# START OF GIVEN INFORMATION

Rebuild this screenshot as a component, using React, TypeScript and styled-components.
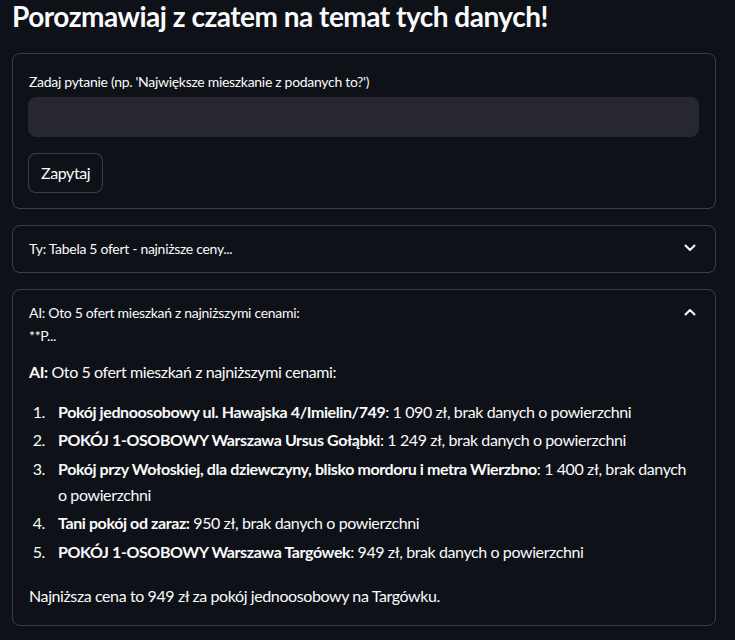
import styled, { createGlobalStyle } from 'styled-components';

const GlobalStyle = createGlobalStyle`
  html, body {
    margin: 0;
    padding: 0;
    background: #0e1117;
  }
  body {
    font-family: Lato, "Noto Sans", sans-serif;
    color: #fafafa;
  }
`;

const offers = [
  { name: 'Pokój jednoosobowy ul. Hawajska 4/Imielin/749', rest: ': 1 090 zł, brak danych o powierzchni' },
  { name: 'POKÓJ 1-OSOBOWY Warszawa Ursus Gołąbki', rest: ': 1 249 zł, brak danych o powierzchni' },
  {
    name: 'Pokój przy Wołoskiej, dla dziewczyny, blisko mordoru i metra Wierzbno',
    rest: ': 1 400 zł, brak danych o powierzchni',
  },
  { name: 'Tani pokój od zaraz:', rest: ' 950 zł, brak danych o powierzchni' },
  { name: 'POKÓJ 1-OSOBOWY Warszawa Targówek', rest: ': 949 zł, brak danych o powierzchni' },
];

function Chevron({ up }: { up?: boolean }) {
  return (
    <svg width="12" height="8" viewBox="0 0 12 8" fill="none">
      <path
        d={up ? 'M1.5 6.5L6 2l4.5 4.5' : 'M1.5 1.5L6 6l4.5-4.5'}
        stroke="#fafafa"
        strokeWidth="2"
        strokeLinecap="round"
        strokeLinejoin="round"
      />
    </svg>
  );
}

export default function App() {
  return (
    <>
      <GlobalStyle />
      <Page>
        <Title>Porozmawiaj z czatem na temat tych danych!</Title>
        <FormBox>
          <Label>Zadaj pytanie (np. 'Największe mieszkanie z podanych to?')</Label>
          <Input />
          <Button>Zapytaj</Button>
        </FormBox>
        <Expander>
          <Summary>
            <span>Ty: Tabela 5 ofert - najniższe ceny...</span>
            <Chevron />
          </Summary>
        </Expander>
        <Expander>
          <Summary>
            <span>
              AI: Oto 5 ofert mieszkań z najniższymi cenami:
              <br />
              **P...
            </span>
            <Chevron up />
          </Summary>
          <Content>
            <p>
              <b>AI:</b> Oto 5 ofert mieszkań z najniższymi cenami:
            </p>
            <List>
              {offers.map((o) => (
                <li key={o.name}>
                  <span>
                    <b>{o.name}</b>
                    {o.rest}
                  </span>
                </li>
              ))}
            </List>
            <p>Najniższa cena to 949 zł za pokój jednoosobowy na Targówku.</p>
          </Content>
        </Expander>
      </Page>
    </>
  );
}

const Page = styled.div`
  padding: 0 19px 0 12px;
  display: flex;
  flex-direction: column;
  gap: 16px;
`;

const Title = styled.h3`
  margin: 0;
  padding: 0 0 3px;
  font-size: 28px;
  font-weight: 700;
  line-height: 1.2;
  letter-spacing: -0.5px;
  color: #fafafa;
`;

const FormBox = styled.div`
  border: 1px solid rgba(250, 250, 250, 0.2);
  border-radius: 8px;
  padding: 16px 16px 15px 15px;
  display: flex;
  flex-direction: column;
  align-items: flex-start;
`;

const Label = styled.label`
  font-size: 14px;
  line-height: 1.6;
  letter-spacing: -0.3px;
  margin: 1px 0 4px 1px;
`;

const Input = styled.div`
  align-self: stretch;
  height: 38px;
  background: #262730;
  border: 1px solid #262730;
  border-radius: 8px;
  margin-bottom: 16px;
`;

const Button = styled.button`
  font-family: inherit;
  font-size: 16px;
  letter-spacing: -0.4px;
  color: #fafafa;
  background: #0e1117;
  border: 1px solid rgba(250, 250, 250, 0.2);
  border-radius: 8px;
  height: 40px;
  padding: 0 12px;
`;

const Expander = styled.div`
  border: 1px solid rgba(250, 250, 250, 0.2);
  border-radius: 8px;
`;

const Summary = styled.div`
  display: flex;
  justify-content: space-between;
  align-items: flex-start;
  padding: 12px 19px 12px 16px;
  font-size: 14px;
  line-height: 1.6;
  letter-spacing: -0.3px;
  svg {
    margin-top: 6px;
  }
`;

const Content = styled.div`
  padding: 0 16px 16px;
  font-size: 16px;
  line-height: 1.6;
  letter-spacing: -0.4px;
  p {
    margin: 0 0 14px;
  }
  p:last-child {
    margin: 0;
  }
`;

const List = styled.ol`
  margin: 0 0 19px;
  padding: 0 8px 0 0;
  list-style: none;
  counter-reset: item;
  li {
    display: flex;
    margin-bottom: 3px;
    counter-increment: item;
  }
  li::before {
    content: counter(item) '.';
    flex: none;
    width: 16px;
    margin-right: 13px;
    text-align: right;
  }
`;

# END OF GIVEN INFORMATION

**INSTRUCTIONS TO FOLLOW:**
Give every line above again exactly, with no pictures.

**SOLUTION:**
Rebuild this screenshot as a component, using React, TypeScript and styled-components.
import styled, { createGlobalStyle } from 'styled-components';

const GlobalStyle = createGlobalStyle`
  html, body {
    margin: 0;
    padding: 0;
    background: #0e1117;
  }
  body {
    font-family: Lato, "Noto Sans", sans-serif;
    color: #fafafa;
  }
`;

const offers = [
  { name: 'Pokój jednoosobowy ul. Hawajska 4/Imielin/749', rest: ': 1 090 zł, brak danych o powierzchni' },
  { name: 'POKÓJ 1-OSOBOWY Warszawa Ursus Gołąbki', rest: ': 1 249 zł, brak danych o powierzchni' },
  {
    name: 'Pokój przy Wołoskiej, dla dziewczyny, blisko mordoru i metra Wierzbno',
    rest: ': 1 400 zł, brak danych o powierzchni',
  },
  { name: 'Tani pokój od zaraz:', rest: ' 950 zł, brak danych o powierzchni' },
  { name: 'POKÓJ 1-OSOBOWY Warszawa Targówek', rest: ': 949 zł, brak danych o powierzchni' },
];

function Chevron({ up }: { up?: boolean }) {
  return (
    <svg width="12" height="8" viewBox="0 0 12 8" fill="none">
      <path
        d={up ? 'M1.5 6.5L6 2l4.5 4.5' : 'M1.5 1.5L6 6l4.5-4.5'}
        stroke="#fafafa"
        strokeWidth="2"
        strokeLinecap="round"
        strokeLinejoin="round"
      />
    </svg>
  );
}

export default function App() {
  return (
    <>
      <GlobalStyle />
      <Page>
        <Title>Porozmawiaj z czatem na temat tych danych!</Title>
        <FormBox>
          <Label>Zadaj pytanie (np. 'Największe mieszkanie z podanych to?')</Label>
          <Input />
          <Button>Zapytaj</Button>
        </FormBox>
        <Expander>
          <Summary>
            <span>Ty: Tabela 5 ofert - najniższe ceny...</span>
            <Chevron />
          </Summary>
        </Expander>
        <Expander>
          <Summary>
            <span>
              AI: Oto 5 ofert mieszkań z najniższymi cenami:
              <br />
              **P...
            </span>
            <Chevron up />
          </Summary>
          <Content>
            <p>
              <b>AI:</b> Oto 5 ofert mieszkań z najniższymi cenami:
            </p>
            <List>
              {offers.map((o) => (
                <li key={o.name}>
                  <span>
                    <b>{o.name}</b>
                    {o.rest}
                  </span>
                </li>
              ))}
            </List>
            <p>Najniższa cena to 949 zł za pokój jednoosobowy na Targówku.</p>
          </Content>
        </Expander>
      </Page>
    </>
  );
}

const Page = styled.div`
  padding: 0 19px 0 12px;
  display: flex;
  flex-direction: column;
  gap: 16px;
`;

const Title = styled.h3`
  margin: 0;
  padding: 0 0 3px;
  font-size: 28px;
  font-weight: 700;
  line-height: 1.2;
  letter-spacing: -0.5px;
  color: #fafafa;
`;

const FormBox = styled.div`
  border: 1px solid rgba(250, 250, 250, 0.2);
  border-radius: 8px;
  padding: 16px 16px 15px 15px;
  display: flex;
  flex-direction: column;
  align-items: flex-start;
`;

const Label = styled.label`
  font-size: 14px;
  line-height: 1.6;
  letter-spacing: -0.3px;
  margin: 1px 0 4px 1px;
`;

const Input = styled.div`
  align-self: stretch;
  height: 38px;
  background: #262730;
  border: 1px solid #262730;
  border-radius: 8px;
  margin-bottom: 16px;
`;

const Button = styled.button`
  font-family: inherit;
  font-size: 16px;
  letter-spacing: -0.4px;
  color: #fafafa;
  background: #0e1117;
  border: 1px solid rgba(250, 250, 250, 0.2);
  border-radius: 8px;
  height: 40px;
  padding: 0 12px;
`;

const Expander = styled.div`
  border: 1px solid rgba(250, 250, 250, 0.2);
  border-radius: 8px;
`;

const Summary = styled.div`
  display: flex;
  justify-content: space-between;
  align-items: flex-start;
  padding: 12px 19px 12px 16px;
  font-size: 14px;
  line-height: 1.6;
  letter-spacing: -0.3px;
  svg {
    margin-top: 6px;
  }
`;

const Content = styled.div`
  padding: 0 16px 16px;
  font-size: 16px;
  line-height: 1.6;
  letter-spacing: -0.4px;
  p {
    margin: 0 0 14px;
  }
  p:last-child {
    margin: 0;
  }
`;

const List = styled.ol`
  margin: 0 0 19px;
  padding: 0 8px 0 0;
  list-style: none;
  counter-reset: item;
  li {
    display: flex;
    margin-bottom: 3px;
    counter-increment: item;
  }
  li::before {
    content: counter(item) '.';
    flex: none;
    width: 16px;
    margin-right: 13px;
    text-align: right;
  }
`;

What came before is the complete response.